=== STORED RECORDS ===
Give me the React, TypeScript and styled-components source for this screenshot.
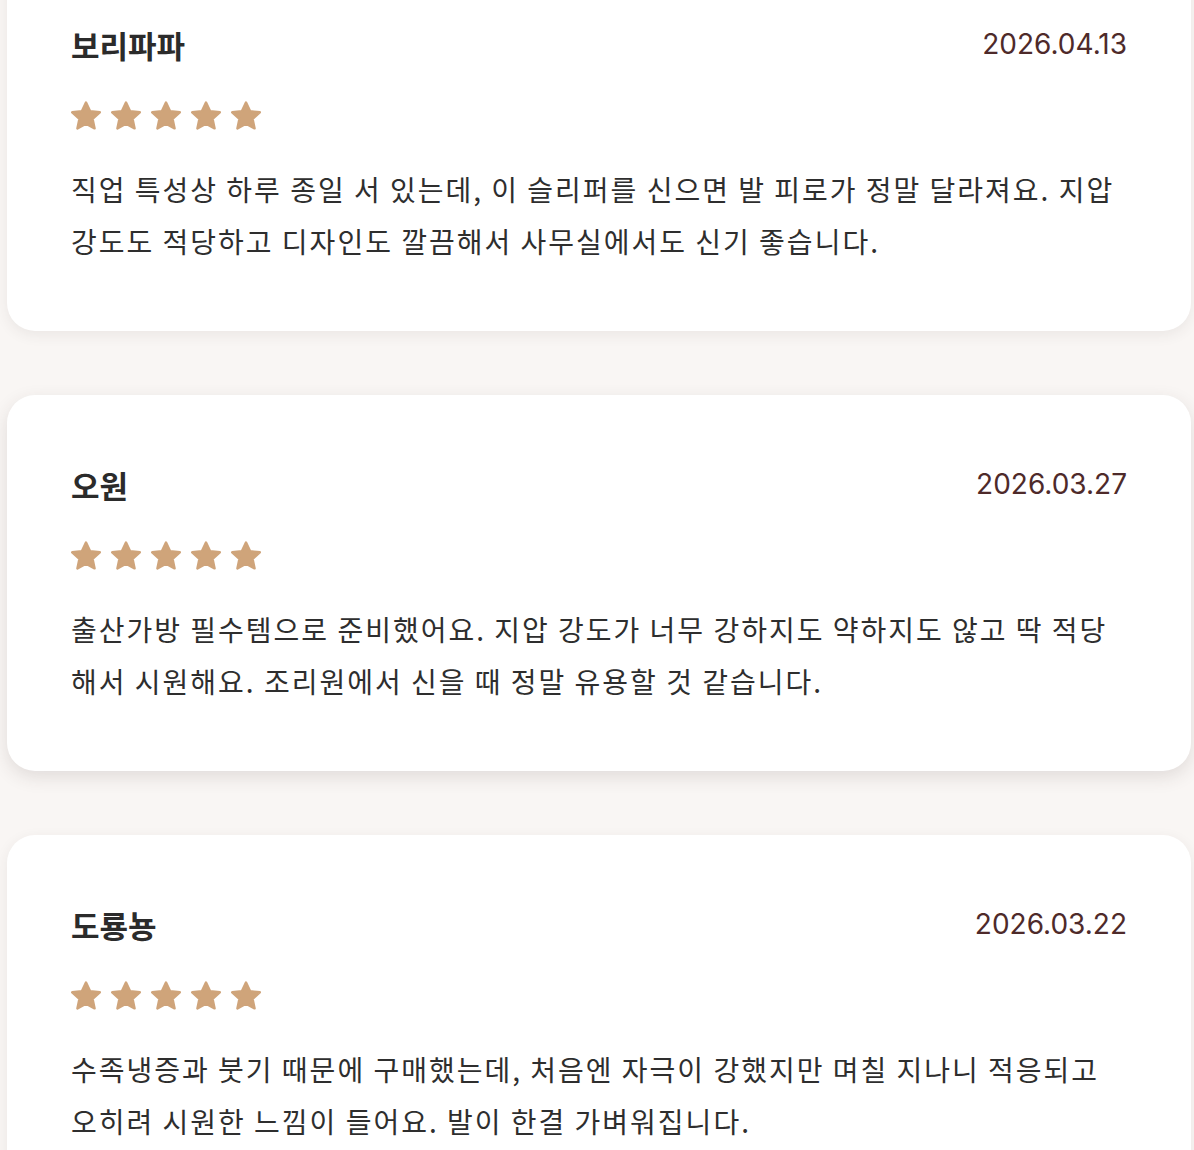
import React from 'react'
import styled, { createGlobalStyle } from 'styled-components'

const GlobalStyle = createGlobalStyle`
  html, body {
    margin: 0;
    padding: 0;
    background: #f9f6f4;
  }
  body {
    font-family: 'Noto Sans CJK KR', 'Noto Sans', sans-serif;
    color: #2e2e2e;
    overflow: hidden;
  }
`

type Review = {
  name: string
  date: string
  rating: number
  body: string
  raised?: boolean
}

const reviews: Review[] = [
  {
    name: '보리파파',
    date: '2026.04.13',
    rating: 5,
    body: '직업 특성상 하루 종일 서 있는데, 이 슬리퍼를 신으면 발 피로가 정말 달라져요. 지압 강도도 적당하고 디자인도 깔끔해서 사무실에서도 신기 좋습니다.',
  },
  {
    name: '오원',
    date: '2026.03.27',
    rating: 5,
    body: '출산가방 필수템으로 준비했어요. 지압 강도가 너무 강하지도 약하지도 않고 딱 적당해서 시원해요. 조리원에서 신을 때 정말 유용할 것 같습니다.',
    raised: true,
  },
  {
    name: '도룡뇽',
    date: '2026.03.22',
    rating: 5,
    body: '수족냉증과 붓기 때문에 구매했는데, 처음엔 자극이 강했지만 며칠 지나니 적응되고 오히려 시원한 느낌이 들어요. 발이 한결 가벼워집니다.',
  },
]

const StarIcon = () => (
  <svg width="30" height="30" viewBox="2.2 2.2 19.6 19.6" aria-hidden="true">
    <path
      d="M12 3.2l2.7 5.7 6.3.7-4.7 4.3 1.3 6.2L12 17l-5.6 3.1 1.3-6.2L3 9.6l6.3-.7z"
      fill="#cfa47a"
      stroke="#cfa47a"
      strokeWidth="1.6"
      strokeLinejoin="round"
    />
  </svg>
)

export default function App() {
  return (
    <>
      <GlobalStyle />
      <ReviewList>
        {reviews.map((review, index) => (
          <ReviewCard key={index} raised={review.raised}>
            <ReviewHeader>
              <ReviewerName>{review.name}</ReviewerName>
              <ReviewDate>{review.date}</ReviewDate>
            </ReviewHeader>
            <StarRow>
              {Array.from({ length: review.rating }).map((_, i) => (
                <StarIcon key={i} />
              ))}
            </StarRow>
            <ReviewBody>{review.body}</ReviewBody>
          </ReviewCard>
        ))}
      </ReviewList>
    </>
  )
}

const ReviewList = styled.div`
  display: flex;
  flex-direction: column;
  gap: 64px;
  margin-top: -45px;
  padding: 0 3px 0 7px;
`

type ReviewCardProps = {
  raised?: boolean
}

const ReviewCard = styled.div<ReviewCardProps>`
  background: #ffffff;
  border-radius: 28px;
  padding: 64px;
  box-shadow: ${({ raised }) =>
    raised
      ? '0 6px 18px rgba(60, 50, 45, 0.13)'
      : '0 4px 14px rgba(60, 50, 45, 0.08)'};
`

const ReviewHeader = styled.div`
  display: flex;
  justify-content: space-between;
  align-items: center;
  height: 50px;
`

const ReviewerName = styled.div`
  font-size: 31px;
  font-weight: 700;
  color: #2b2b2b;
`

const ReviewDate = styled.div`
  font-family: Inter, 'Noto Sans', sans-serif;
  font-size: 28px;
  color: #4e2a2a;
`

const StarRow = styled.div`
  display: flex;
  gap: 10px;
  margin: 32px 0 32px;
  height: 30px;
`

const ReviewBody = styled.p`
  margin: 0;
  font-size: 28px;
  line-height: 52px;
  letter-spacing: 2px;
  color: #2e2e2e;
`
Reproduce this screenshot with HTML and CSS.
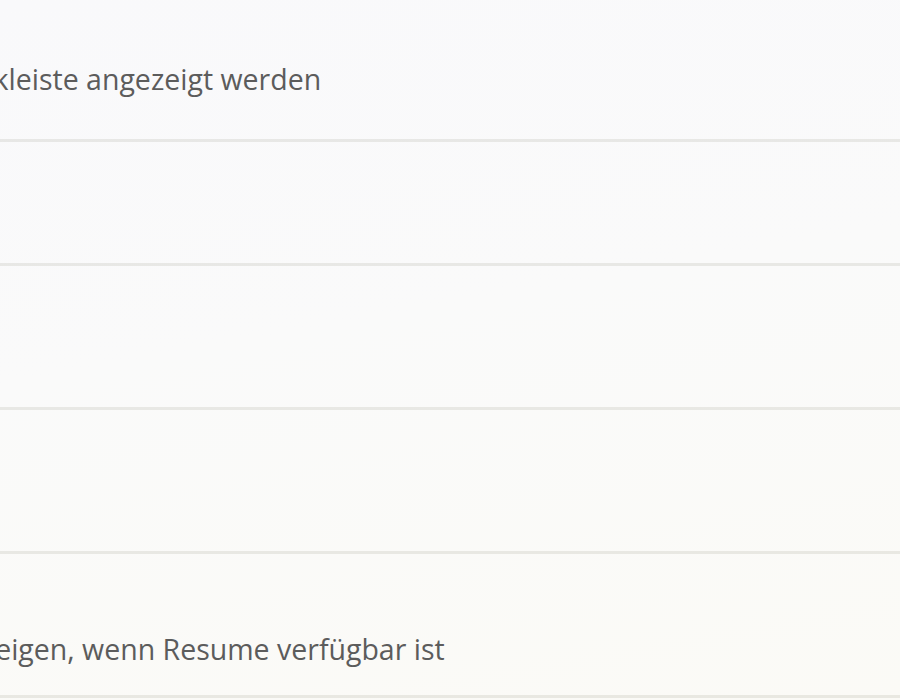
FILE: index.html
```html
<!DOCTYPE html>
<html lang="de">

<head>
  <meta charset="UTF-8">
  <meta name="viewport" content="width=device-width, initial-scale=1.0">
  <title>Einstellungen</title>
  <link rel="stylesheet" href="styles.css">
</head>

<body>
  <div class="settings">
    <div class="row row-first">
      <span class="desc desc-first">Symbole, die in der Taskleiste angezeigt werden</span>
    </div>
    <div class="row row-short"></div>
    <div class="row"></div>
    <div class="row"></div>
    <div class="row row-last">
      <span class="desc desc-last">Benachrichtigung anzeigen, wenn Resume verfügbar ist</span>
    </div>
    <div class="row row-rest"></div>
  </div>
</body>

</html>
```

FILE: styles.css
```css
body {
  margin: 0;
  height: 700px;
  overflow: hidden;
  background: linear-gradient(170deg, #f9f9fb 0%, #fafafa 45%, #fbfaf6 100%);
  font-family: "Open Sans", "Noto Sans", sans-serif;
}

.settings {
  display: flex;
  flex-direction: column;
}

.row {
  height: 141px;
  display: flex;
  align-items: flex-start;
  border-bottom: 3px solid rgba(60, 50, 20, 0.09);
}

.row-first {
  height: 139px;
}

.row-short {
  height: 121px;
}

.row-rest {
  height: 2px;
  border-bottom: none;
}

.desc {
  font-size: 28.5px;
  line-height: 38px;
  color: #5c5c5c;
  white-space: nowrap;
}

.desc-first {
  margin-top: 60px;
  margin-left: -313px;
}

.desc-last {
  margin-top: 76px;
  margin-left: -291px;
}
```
===
* **TASK GOAL**
Copy out every line of the material above exactly, skipping the pictures.

* **COMPLETE RESPONSE**
Give me the React, TypeScript and styled-components source for this screenshot.
import React from 'react'
import styled, { createGlobalStyle } from 'styled-components'

const GlobalStyle = createGlobalStyle`
  html, body {
    margin: 0;
    padding: 0;
    background: #f9f6f4;
  }
  body {
    font-family: 'Noto Sans CJK KR', 'Noto Sans', sans-serif;
    color: #2e2e2e;
    overflow: hidden;
  }
`

type Review = {
  name: string
  date: string
  rating: number
  body: string
  raised?: boolean
}

const reviews: Review[] = [
  {
    name: '보리파파',
    date: '2026.04.13',
    rating: 5,
    body: '직업 특성상 하루 종일 서 있는데, 이 슬리퍼를 신으면 발 피로가 정말 달라져요. 지압 강도도 적당하고 디자인도 깔끔해서 사무실에서도 신기 좋습니다.',
  },
  {
    name: '오원',
    date: '2026.03.27',
    rating: 5,
    body: '출산가방 필수템으로 준비했어요. 지압 강도가 너무 강하지도 약하지도 않고 딱 적당해서 시원해요. 조리원에서 신을 때 정말 유용할 것 같습니다.',
    raised: true,
  },
  {
    name: '도룡뇽',
    date: '2026.03.22',
    rating: 5,
    body: '수족냉증과 붓기 때문에 구매했는데, 처음엔 자극이 강했지만 며칠 지나니 적응되고 오히려 시원한 느낌이 들어요. 발이 한결 가벼워집니다.',
  },
]

const StarIcon = () => (
  <svg width="30" height="30" viewBox="2.2 2.2 19.6 19.6" aria-hidden="true">
    <path
      d="M12 3.2l2.7 5.7 6.3.7-4.7 4.3 1.3 6.2L12 17l-5.6 3.1 1.3-6.2L3 9.6l6.3-.7z"
      fill="#cfa47a"
      stroke="#cfa47a"
      strokeWidth="1.6"
      strokeLinejoin="round"
    />
  </svg>
)

export default function App() {
  return (
    <>
      <GlobalStyle />
      <ReviewList>
        {reviews.map((review, index) => (
          <ReviewCard key={index} raised={review.raised}>
            <ReviewHeader>
              <ReviewerName>{review.name}</ReviewerName>
              <ReviewDate>{review.date}</ReviewDate>
            </ReviewHeader>
            <StarRow>
              {Array.from({ length: review.rating }).map((_, i) => (
                <StarIcon key={i} />
              ))}
            </StarRow>
            <ReviewBody>{review.body}</ReviewBody>
          </ReviewCard>
        ))}
      </ReviewList>
    </>
  )
}

const ReviewList = styled.div`
  display: flex;
  flex-direction: column;
  gap: 64px;
  margin-top: -45px;
  padding: 0 3px 0 7px;
`

type ReviewCardProps = {
  raised?: boolean
}

const ReviewCard = styled.div<ReviewCardProps>`
  background: #ffffff;
  border-radius: 28px;
  padding: 64px;
  box-shadow: ${({ raised }) =>
    raised
      ? '0 6px 18px rgba(60, 50, 45, 0.13)'
      : '0 4px 14px rgba(60, 50, 45, 0.08)'};
`

const ReviewHeader = styled.div`
  display: flex;
  justify-content: space-between;
  align-items: center;
  height: 50px;
`

const ReviewerName = styled.div`
  font-size: 31px;
  font-weight: 700;
  color: #2b2b2b;
`

const ReviewDate = styled.div`
  font-family: Inter, 'Noto Sans', sans-serif;
  font-size: 28px;
  color: #4e2a2a;
`

const StarRow = styled.div`
  display: flex;
  gap: 10px;
  margin: 32px 0 32px;
  height: 30px;
`

const ReviewBody = styled.p`
  margin: 0;
  font-size: 28px;
  line-height: 52px;
  letter-spacing: 2px;
  color: #2e2e2e;
`
Reproduce this screenshot with HTML and CSS.
FILE: index.html
```html
<!DOCTYPE html>
<html lang="de">

<head>
  <meta charset="UTF-8">
  <meta name="viewport" content="width=device-width, initial-scale=1.0">
  <title>Einstellungen</title>
  <link rel="stylesheet" href="styles.css">
</head>

<body>
  <div class="settings">
    <div class="row row-first">
      <span class="desc desc-first">Symbole, die in der Taskleiste angezeigt werden</span>
    </div>
    <div class="row row-short"></div>
    <div class="row"></div>
    <div class="row"></div>
    <div class="row row-last">
      <span class="desc desc-last">Benachrichtigung anzeigen, wenn Resume verfügbar ist</span>
    </div>
    <div class="row row-rest"></div>
  </div>
</body>

</html>
```

FILE: styles.css
```css
body {
  margin: 0;
  height: 700px;
  overflow: hidden;
  background: linear-gradient(170deg, #f9f9fb 0%, #fafafa 45%, #fbfaf6 100%);
  font-family: "Open Sans", "Noto Sans", sans-serif;
}

.settings {
  display: flex;
  flex-direction: column;
}

.row {
  height: 141px;
  display: flex;
  align-items: flex-start;
  border-bottom: 3px solid rgba(60, 50, 20, 0.09);
}

.row-first {
  height: 139px;
}

.row-short {
  height: 121px;
}

.row-rest {
  height: 2px;
  border-bottom: none;
}

.desc {
  font-size: 28.5px;
  line-height: 38px;
  color: #5c5c5c;
  white-space: nowrap;
}

.desc-first {
  margin-top: 60px;
  margin-left: -313px;
}

.desc-last {
  margin-top: 76px;
  margin-left: -291px;
}
```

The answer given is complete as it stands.